When you review companies that discuss global employment setup, focus on practical details rather than brand language. The best answer is not always the most polished one; it is the one that helps you understand what your working life would actually look like.
How EOR clarity can reduce remote work burnout
Burnout is not only caused by workload. It can also come from ambiguity. If you are unsure who handles payroll questions, whether your benefits apply, which holidays you follow, or whether your time zone is respected, stress can build quickly after the first few months.
Clear EOR processes can help reduce that uncertainty. They can make it easier to know where to go for employment questions, how your local requirements are handled, and what expectations apply to your role. For hidden job seekers, these details are not side issues. They are part of evaluating whether a remote job is sustainable.
Questions to ask before accepting an EOR-backed role
Use these questions in recruiter screens, later-stage interviews, or offer discussions. They are especially useful when evaluating remote jobs with international teams.
- Is this role hired through the company directly, through an employer of record, or as a contractor arrangement?

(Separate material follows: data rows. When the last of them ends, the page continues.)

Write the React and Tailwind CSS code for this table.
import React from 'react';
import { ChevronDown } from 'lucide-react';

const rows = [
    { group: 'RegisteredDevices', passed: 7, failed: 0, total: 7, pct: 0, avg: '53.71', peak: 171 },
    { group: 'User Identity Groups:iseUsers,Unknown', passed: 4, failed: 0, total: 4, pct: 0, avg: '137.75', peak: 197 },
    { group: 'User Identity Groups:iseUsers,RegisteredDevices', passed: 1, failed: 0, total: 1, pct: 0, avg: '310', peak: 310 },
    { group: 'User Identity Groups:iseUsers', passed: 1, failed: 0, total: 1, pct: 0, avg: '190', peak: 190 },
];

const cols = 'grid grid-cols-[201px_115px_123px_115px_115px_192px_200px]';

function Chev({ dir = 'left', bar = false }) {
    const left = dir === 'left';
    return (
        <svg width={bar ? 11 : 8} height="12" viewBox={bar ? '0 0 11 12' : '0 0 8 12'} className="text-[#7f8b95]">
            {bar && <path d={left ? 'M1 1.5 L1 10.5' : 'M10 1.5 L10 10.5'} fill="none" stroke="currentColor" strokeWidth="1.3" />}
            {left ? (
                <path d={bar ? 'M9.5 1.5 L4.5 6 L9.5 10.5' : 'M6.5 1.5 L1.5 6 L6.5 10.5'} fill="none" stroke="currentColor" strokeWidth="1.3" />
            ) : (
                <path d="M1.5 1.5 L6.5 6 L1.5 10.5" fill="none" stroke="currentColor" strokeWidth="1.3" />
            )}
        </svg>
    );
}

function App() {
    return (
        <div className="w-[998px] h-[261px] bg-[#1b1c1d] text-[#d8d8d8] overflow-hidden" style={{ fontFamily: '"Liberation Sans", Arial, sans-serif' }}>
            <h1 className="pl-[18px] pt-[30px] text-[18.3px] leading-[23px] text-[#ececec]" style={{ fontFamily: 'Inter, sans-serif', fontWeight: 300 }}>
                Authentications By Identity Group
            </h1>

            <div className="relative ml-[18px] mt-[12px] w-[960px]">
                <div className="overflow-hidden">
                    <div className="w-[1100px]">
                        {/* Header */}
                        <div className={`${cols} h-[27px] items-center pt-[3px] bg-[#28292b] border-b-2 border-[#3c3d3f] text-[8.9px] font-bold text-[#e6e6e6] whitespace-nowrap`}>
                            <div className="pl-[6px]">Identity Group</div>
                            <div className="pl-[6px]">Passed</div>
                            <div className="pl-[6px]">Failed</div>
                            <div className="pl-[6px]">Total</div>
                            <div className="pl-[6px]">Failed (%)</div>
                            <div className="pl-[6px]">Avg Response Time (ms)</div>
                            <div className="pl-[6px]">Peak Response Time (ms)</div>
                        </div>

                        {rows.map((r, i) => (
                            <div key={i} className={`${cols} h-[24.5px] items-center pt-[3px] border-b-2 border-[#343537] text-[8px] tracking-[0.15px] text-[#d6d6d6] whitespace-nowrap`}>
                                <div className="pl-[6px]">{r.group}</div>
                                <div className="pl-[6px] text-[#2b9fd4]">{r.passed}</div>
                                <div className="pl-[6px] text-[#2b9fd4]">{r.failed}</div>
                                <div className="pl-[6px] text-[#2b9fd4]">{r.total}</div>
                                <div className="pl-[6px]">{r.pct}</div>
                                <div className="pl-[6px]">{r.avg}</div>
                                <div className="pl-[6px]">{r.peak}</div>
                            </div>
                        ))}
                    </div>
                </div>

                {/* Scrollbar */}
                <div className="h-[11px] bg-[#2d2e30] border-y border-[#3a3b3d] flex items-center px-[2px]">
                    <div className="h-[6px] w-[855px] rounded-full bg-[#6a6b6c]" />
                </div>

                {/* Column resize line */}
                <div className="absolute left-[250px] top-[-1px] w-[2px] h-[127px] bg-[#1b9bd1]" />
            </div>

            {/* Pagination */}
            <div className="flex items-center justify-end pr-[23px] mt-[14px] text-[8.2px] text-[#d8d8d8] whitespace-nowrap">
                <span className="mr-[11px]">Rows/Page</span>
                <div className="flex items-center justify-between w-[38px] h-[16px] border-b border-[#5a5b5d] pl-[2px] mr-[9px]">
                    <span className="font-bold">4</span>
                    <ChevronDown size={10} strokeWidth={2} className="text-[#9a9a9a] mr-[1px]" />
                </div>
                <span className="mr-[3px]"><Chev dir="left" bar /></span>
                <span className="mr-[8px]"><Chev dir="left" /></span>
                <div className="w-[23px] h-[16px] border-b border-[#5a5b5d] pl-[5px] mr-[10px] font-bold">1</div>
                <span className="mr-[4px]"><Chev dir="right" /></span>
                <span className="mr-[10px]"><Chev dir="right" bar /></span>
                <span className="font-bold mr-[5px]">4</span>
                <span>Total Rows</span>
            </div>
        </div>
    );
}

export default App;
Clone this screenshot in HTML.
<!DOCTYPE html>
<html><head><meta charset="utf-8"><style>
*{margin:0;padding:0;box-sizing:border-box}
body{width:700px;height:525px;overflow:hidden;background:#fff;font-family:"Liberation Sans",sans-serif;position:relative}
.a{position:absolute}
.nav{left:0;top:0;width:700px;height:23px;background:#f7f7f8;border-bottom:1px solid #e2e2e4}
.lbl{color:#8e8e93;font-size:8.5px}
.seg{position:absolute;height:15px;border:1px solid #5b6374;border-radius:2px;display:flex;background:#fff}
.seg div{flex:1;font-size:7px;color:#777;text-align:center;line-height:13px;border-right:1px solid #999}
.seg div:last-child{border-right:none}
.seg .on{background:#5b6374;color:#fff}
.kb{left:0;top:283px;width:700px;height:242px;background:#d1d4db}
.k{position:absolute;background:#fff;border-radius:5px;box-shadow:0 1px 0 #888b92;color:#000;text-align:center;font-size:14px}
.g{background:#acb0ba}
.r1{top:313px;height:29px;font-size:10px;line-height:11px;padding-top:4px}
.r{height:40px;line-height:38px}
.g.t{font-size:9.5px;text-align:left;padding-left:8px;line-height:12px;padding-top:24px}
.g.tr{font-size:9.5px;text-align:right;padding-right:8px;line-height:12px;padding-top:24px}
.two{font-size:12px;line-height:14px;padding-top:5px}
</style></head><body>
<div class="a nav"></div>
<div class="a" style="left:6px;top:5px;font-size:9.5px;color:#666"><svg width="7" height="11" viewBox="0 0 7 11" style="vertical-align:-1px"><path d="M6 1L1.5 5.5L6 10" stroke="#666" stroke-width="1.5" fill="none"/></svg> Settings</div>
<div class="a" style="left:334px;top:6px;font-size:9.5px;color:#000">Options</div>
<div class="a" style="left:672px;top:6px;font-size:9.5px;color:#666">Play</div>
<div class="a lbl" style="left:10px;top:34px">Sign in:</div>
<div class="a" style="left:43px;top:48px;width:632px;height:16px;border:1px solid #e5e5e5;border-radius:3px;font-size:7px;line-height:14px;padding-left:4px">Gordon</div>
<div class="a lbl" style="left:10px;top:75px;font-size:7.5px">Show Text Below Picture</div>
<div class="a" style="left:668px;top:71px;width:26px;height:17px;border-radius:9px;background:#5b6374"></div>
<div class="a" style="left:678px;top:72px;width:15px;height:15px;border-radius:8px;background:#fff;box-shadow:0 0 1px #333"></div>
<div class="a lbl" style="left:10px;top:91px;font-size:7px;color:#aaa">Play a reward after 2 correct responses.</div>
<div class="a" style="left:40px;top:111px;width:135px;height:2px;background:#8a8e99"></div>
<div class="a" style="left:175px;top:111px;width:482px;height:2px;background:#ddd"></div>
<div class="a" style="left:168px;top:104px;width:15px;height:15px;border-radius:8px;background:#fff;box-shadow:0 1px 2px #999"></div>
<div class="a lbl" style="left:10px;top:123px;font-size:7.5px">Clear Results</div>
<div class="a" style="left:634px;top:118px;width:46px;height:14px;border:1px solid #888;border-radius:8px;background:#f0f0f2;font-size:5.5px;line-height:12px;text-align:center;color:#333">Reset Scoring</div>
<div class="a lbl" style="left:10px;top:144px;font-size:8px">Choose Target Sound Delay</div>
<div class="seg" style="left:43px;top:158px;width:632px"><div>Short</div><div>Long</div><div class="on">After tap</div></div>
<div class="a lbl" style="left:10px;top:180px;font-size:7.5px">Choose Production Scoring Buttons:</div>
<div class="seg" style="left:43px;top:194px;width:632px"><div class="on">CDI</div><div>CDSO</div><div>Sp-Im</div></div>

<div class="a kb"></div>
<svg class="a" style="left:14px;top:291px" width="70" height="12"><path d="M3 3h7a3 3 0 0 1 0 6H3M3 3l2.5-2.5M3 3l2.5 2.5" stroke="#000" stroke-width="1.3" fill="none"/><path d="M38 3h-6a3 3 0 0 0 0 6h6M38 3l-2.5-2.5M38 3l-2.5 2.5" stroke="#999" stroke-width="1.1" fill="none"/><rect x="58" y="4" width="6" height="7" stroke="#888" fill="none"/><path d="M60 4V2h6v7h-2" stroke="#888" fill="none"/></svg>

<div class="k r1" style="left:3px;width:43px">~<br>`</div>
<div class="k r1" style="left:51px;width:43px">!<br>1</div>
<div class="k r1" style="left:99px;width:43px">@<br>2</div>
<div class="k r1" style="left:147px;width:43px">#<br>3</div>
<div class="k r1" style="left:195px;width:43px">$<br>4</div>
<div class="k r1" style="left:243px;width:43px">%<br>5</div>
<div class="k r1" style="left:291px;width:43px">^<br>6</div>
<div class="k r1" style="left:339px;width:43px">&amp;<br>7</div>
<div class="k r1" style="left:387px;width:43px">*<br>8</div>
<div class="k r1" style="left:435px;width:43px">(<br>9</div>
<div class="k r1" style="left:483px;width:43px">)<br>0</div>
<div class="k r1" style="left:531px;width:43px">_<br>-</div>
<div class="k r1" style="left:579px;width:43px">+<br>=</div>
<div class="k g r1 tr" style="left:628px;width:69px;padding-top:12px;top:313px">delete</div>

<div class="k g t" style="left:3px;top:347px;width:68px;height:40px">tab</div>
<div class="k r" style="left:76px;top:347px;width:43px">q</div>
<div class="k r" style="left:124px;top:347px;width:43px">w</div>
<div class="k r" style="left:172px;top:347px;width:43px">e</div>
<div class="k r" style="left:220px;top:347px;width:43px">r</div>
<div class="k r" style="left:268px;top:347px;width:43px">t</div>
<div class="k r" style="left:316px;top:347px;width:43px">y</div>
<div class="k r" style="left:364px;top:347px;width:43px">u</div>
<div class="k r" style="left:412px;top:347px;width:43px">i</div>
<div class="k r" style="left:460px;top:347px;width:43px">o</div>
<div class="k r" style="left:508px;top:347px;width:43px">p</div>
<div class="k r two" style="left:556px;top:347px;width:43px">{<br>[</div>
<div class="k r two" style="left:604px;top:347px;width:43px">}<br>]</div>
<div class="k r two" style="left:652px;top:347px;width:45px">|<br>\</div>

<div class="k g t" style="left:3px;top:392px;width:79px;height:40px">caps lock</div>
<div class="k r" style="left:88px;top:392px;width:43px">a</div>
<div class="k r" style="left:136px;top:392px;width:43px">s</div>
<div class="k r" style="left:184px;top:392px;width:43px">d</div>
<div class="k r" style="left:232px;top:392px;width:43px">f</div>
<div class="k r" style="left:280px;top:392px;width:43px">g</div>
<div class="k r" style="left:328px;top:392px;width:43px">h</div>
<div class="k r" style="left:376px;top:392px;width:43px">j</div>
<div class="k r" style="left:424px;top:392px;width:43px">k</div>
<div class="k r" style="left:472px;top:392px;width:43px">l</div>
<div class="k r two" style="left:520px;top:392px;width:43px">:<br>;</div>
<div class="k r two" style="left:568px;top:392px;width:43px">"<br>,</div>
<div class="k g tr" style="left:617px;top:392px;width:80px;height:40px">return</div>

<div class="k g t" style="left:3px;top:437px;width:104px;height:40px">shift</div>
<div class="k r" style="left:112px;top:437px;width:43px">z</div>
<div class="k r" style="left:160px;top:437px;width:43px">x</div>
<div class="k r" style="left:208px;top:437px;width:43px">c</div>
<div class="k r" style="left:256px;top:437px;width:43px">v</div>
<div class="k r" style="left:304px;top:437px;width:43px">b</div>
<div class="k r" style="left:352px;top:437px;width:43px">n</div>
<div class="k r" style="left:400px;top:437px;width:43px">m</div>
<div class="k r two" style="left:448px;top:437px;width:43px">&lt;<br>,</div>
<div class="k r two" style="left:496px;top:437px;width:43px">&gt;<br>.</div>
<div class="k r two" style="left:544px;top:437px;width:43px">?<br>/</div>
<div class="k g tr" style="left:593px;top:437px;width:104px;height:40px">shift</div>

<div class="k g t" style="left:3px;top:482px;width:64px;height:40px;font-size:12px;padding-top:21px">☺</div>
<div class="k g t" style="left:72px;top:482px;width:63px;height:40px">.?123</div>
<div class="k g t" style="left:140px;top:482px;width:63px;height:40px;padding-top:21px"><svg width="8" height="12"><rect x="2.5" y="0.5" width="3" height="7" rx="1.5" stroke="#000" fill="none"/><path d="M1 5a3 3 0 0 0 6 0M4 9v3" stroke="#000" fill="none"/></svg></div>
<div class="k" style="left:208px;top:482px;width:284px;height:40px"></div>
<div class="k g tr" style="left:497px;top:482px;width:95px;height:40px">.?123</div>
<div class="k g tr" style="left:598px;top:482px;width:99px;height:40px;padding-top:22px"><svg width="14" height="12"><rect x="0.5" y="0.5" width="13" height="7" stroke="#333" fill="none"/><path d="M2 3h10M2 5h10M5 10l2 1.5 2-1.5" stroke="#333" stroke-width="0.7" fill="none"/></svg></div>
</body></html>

- If an EOR is used, which organization is my legal employer?
- Who should I contact for payroll, benefits, leave, or contract questions?
- Which country-specific benefits and policies apply to my location?
- How are equipment, expenses, holidays, and paid time off handled?
- What time zone overlap is expected, and how much work is async?
- Will employment terms be shared in writing before I accept the offer?
These questions help you identify employer of record signals without turning the interview into a compliance audit. The goal is to understand the role clearly enough to make a confident decision.
General guidance, not legal or tax advice
This article is general career guidance for remote job seekers. EOR arrangements, payroll, taxes, benefits, contractor status, and employment rights can vary by country, region, and personal situation. When a decision has legal, tax, payroll, or employment consequences, check official local guidance or speak with a qualified professional.

Final takeaway: treat EOR as a remote job quality signal
An employer of record is not just a back-office detail. For remote job seekers, it can be a useful signal of how a company approaches global hiring, distributed teams, and long-term worker support. The more clearly a company explains its employment model, the easier it is to judge whether the opportunity is a good fit.
Hidden jobs often require sharper evaluation because the best opportunities are not always fully documented in public job posts. Use EOR clues, written answers, and thoughtful interview questions to find remote roles that match your location, working style, and career goals.